Given $n$ independent replicates of a jointly distributed pair $(X,Y)
\in {\cal R}^d \times {\cal R}$, we wish to select from a fixed
sequence of model classes ${\cal F}_1, {\cal F}_2, \ldots$ a
deterministic prediction rule $f: {\cal R}^d \to {\cal R}$ whose risk
is small. We investigate the possibility of empirically assessing
the {\em complexity} of each model class, that is, the actual
difficulty of the estimation problem within each class. The estimated
complexities are in turn used to define an adaptive model selection
procedure, which is based on complexity penalized empirical risk.

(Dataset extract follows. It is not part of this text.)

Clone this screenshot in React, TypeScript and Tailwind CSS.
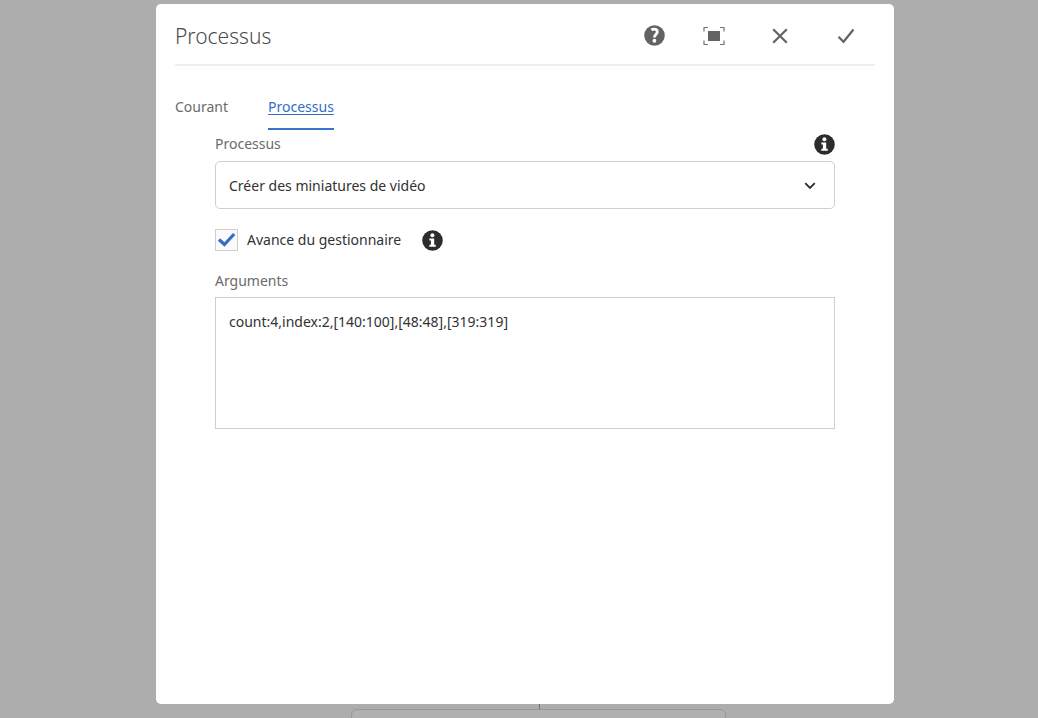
import { useState } from "react";

function InfoIcon() {
  return (
    <svg viewBox="0 0 20 20" className="size-[21px]" aria-hidden="true">
      <circle cx="10" cy="10" r="9.8" fill="#2c2c2c" />
      <circle cx="9.9" cy="5" r="1.9" fill="#fff" />
      <path d="M7 8h4.6v6h1.5v2H7v-2h1.5v-4H7z" fill="#fff" />
    </svg>
  );
}

function HelpIcon() {
  return (
    <svg viewBox="0 0 20 20" className="size-[21px]" aria-hidden="true">
      <circle cx="10" cy="10" r="9.8" fill="#636363" />
      <path d="M7 4.6c2.8-1.4 5.7-.6 5.7 1.8 0 2.3-2.8 2.5-2.8 5.4" fill="none" stroke="#fff" strokeWidth="2.7" />
      <circle cx="9.9" cy="15" r="1.8" fill="#fff" />
    </svg>
  );
}

function FullscreenIcon() {
  return (
    <svg viewBox="0 0 22 18" className="h-[18px] w-[22px]" aria-hidden="true">
      <rect x="5" y="4" width="12" height="10" fill="#636363" />
      <path d="M1 4.5V.5h4M17 .5h4v4M21 13.500v4h-4M5 17.500H1v-4" fill="none" stroke="#737373" strokeWidth="1.2" />
    </svg>
  );
}

const iconButton = "flex size-8 cursor-pointer items-center justify-center";

export default function App() {
  const [advance, setAdvance] = useState(true);
  const [args, setArgs] = useState("count:4,index:2,[140:100],[48:48],[319:319]");

  return (
    <div className="relative flex h-screen flex-col items-center overflow-hidden bg-[#adadad] pt-1 pr-0 pb-[14px] pl-3 font-['Noto_Sans',sans-serif] text-sm text-[#323232]">
      <div className="absolute bottom-[9px] left-[539px] h-[5px] w-px bg-[#707070]" />
      <div className="absolute -bottom-10 left-[351px] h-[49px] w-[375px] rounded-md border border-[#999] bg-[#b0b0b0]" />

      <section role="dialog" aria-label="Processus" className="relative flex w-full max-w-[738px] flex-1 flex-col rounded-[5px] bg-white px-[19px]">
        <header className="flex h-[62px] items-center justify-between border-b-2 border-[#eee] pt-[3px]">
          <h1 className="text-[21px] leading-8 font-light text-[#4b4b4b]">Processus</h1>
          <div className="flex items-center gap-[34px] pr-[13px]">
            <div className="flex items-center gap-7">
              <button type="button" aria-label="Aide" className={iconButton}><HelpIcon /></button>
              <button type="button" aria-label="Plein écran" className={iconButton}><FullscreenIcon /></button>
            </div>
            <button type="button" aria-label="Fermer" className={iconButton}>
              <svg viewBox="0 0 16 16" className="size-4" fill="none" stroke="#636363" strokeWidth="2.2" aria-hidden="true">
                <path d="M1.200 1.200l13.600 13.600M14.800 1.200L1.200 14.800" />
              </svg>
            </button>
            <button type="button" aria-label="Terminé" className={iconButton}>
              <svg viewBox="0 0 18 16" className="h-4 w-[18px]" fill="none" stroke="#636363" strokeWidth="2.2" aria-hidden="true">
                <path d="M1.500 8.800l5 5L16.500 1.500" />
              </svg>
            </button>
          </div>
        </header>

        <nav className="mt-[29px] flex gap-10">
          <a href="#courant" className="pb-[9px] leading-6 text-[#6b6b6b]">Courant</a>
          <a href="#processus" className="border-b-2 border-[#3b72ce] pb-[9px] leading-6 text-[#326ec8] underline underline-offset-2">Processus</a>
        </nav>

        <form className="px-10">
          <div className="flex h-[31px] items-center justify-between pb-[3px]">
            <label htmlFor="process" className="leading-5 text-[#6b6b6b]">Processus</label>
            <button type="button" aria-label="Informations sur le processus"><InfoIcon /></button>
          </div>
          <div className="relative">
            <select id="process" className="h-12 w-full appearance-none rounded-[5px] border border-[#cfcfcf] bg-white px-[13px] pt-px">
              <option>Créer des miniatures de vidéo</option>
            </select>
            <svg viewBox="0 0 12 8" className="pointer-events-none absolute top-[21px] right-[19px] h-2 w-3" fill="none" stroke="#2c2c2c" strokeWidth="1.8" aria-hidden="true">
              <path d="M1.200 1.200L6 6l4.800-4.800" />
            </svg>
          </div>

          <div className="mt-5 flex h-[22px] items-center">
            <label className="flex items-center gap-[9px]">
              <span className="relative flex">
                <input
                  type="checkbox"
                  checked={advance}
                  onChange={(e) => setAdvance(e.target.checked)}
                  className="h-[22px] w-[23px] appearance-none border border-[#cfcfcf] bg-[#fafafa]"
                />
                {advance && (
                  <svg viewBox="0 0 23 22" className="pointer-events-none absolute inset-0" fill="none" stroke="#326ec8" strokeWidth="3.2" aria-hidden="true">
                    <path d="M4 10.500l5.400 5L19.200 5" />
                  </svg>
                )}
              </span>
              Avance du gestionnaire
            </label>
            <button type="button" aria-label="Informations sur l'avance" className="ml-[21px]"><InfoIcon /></button>
          </div>

          <label htmlFor="arguments" className="mt-5 mb-[6px] block leading-5 text-[#6b6b6b]">Arguments</label>
          <textarea
            id="arguments"
            value={args}
            onChange={(e) => setArgs(e.target.value)}
            className="block h-[132px] w-full resize-none border border-[#cfcfcf] px-[13px] py-3 leading-6"
          />
        </form>
      </section>
    </div>
  );
}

The available data are divided into two parts. The first is used to
form an empirical cover of each model class, and the second is used
to select a candidate rule from each cover based on empirical risk. The
covering radii are determined empirically to optimize a tight upper
bound on the estimation error. An estimate is chosen from the list of
candidates in order to minimize the sum of class complexity and
empirical risk. A distinguishing feature of the approach is that the
complexity of each model class is assessed empirically, based on the
size of its empirical cover.
Finite sample performance bounds are established for the estimates, and
these bounds are applied to several non-parametric estimation problems.

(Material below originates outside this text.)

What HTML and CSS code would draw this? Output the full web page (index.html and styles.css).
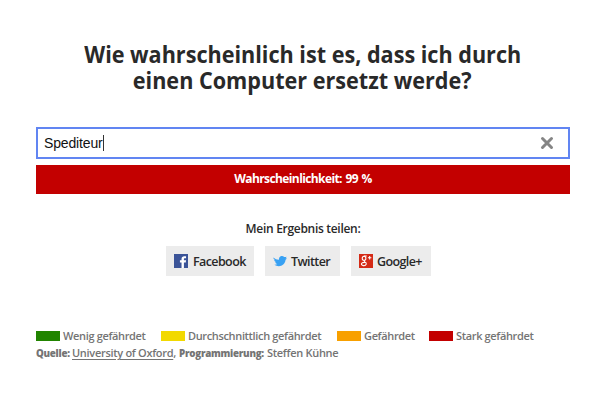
FILE: index.html
```html
<!DOCTYPE html>
<html lang="de">
<head>
<meta charset="utf-8">
<title>Wie wahrscheinlich ist es, dass ich durch einen Computer ersetzt werde?</title>
<link rel="stylesheet" href="styles.css">
</head>
<body>
<main class="page">
  <h1 class="title"><span class="line">Wie wahrscheinlich ist es, dass ich durch</span><span class="line">einen Computer ersetzt werde?</span></h1>
  <div class="field">
    <span class="value">Spediteur</span><span class="caret"></span>
    <svg class="clear" viewBox="0 0 14 14"><path d="M2.5 2.5L11.5 11.5M11.5 2.5L2.5 11.5"/></svg>
  </div>
  <div class="result"><span>Wahrscheinlichkeit: 99 %</span></div>
  <p class="share-label">Mein Ergebnis teilen:</p>
  <div class="share">
    <a class="button facebook"><svg class="icon" viewBox="0 0 13 13"><path fill="#3b5498" d="M0 0H13V13H0z"/><path fill="#fff" d="M7 13V7.8H5.5V5.8H7V4.6C7 2.8 8 2 9.6 2H11.2V3.9H10.1C9.4 3.9 9.2 4.2 9.2 4.8V5.8H11.2L10.9 7.8H9.2V13z"/></svg><span>Facebook</span></a>
    <a class="button twitter"><svg class="icon" viewBox="0 0 14 14"><path fill="#38a1f3" d="M.3 3.4Q3.4 5.9 6 5.6Q5.8 2.7 8.4 2Q10 1.7 11.2 2.9Q12.3 3.3 13.8 2.7L12.6 4.3L14 4.4L12.6 5.7Q12 9.8 8.8 11.5Q5 13.2 1.3 10.8Q3.2 10.9 4.3 10Q2.7 9.7 2.1 8.3H3.2Q1.3 7.5 1.1 5.7L2.2 6Q.2 4.9.3 3.4z"/></svg><span>Twitter</span></a>
    <a class="button google"><svg class="icon" viewBox="0 0 13 13"><path fill="#d42a16" d="M0 0H13V13H0z"/><g fill="none" stroke="#fff"><ellipse cx="4.7" cy="4" rx="1.7" ry="1.9"/><path d="M4.5 1.9H7.2M5.2 6Q4.5 6.8 5.5 7.4Q7.2 8.3 6.7 9.6Q6 11.1 4.1 10.8Q2 10.5 2.3 9Q2.7 7.7 5.5 7.8M8.3 3.5H11.5M9.9 1.9V5.1"/></g></svg><span>Google+</span></a>
  </div>
  <div class="legend">
    <span class="key low"><i class="swatch"></i><span>Wenig gefährdet</span></span>
    <span class="key medium"><i class="swatch"></i><span>Durchschnittlich gefährdet</span></span>
    <span class="key high"><i class="swatch"></i><span>Gefährdet</span></span>
    <span class="key severe"><i class="swatch"></i><span>Stark gefährdet</span></span>
  </div>
  <p class="source"><b class="source-label">Quelle:</b> <a class="link">University of Oxford</a>, <b class="author-label">Programmierung:</b> Steffen Kühne</p>
</main>
</body>
</html>
```
FILE: styles.css
```css
* { box-sizing: border-box; }
body { margin: 0; background: #fff; color: #292929; font-family: "Open Sans", "Noto Sans", sans-serif; }
.page { width: 534px; margin-left: 36px; padding-top: 41px; }
.title { display: flex; flex-direction: column; align-items: center; margin: 0 1px 0 0; font-size: 24px; line-height: 26px; font-weight: 700; white-space: nowrap; }
.line { transform: scaleX(.9); }
.field { display: flex; align-items: center; height: 32px; margin-top: 34px; padding: 0 14px 0 6px; border: 2px solid #6185f2; color: #111; font: 14px "Liberation Sans", sans-serif; }
.value { letter-spacing: -.15px; }
.caret { width: 1px; height: 16px; background: #333; }
.clear { width: 14px; height: 14px; margin-left: auto; fill: none; stroke: #858585; stroke-width: 3; stroke-linecap: round; }
.result { height: 29px; margin-top: 6px; background: #c30000; color: #fff; text-align: center; font-size: 12px; line-height: 27px; font-weight: 700; letter-spacing: -.6px; word-spacing: 1px; }
.share-label { margin: 26px 0 0; text-align: center; font-size: 12px; line-height: 18px; font-weight: 600; letter-spacing: -.3px; }
.share { display: flex; justify-content: center; gap: 11px; margin: 8px 0 0 -9px; }
.button { display: flex; align-items: center; width: 88px; height: 30px; padding-left: 8px; gap: 5px; background: #ececec; font-size: 12.5px; font-weight: 600; letter-spacing: -.6px; white-space: nowrap; }
.twitter { width: 75px; gap: 4px; }
.google { width: 80px; gap: 4px; }
.icon { width: 14px; height: 14px; flex: none; }
.legend { display: flex; margin-top: 51px; height: 17px; color: #747474; font-size: 11px; font-weight: 600; letter-spacing: -.35px; white-space: nowrap; }
.key { display: flex; align-items: center; gap: 3px; }
.low { width: 125px; }
.medium { width: 176px; }
.high { width: 92px; }
.swatch { width: 24px; height: 10px; background: #218400; }
.medium .swatch { background: #f2d900; }
.high .swatch { background: #f8a000; }
.severe .swatch { background: #c30000; }
.source { margin: 0; color: #747474; font-size: 11px; line-height: 17px; font-weight: 600; letter-spacing: -.3px; white-space: nowrap; }
.source b { display: inline-block; transform: scaleX(.89); transform-origin: left; }
.source-label { margin-right: -4.5px; }
.author-label { margin-right: -9.5px; }
.link { text-decoration: underline; text-underline-offset: 2px; }
```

The estimates are shown to achieve a favorable tradeoff between
approximation and estimation error, and to perform as well as if the
distribution-dependent complexities of the model classes were known
beforehand. In addition, it is shown that the estimate can be consistent,
and even possess near optimal rates of convergence, when each model class
has an infinite VC or pseudo dimension.
For regression estimation with squared loss we modify our estimate to
achieve a faster rate of convergence.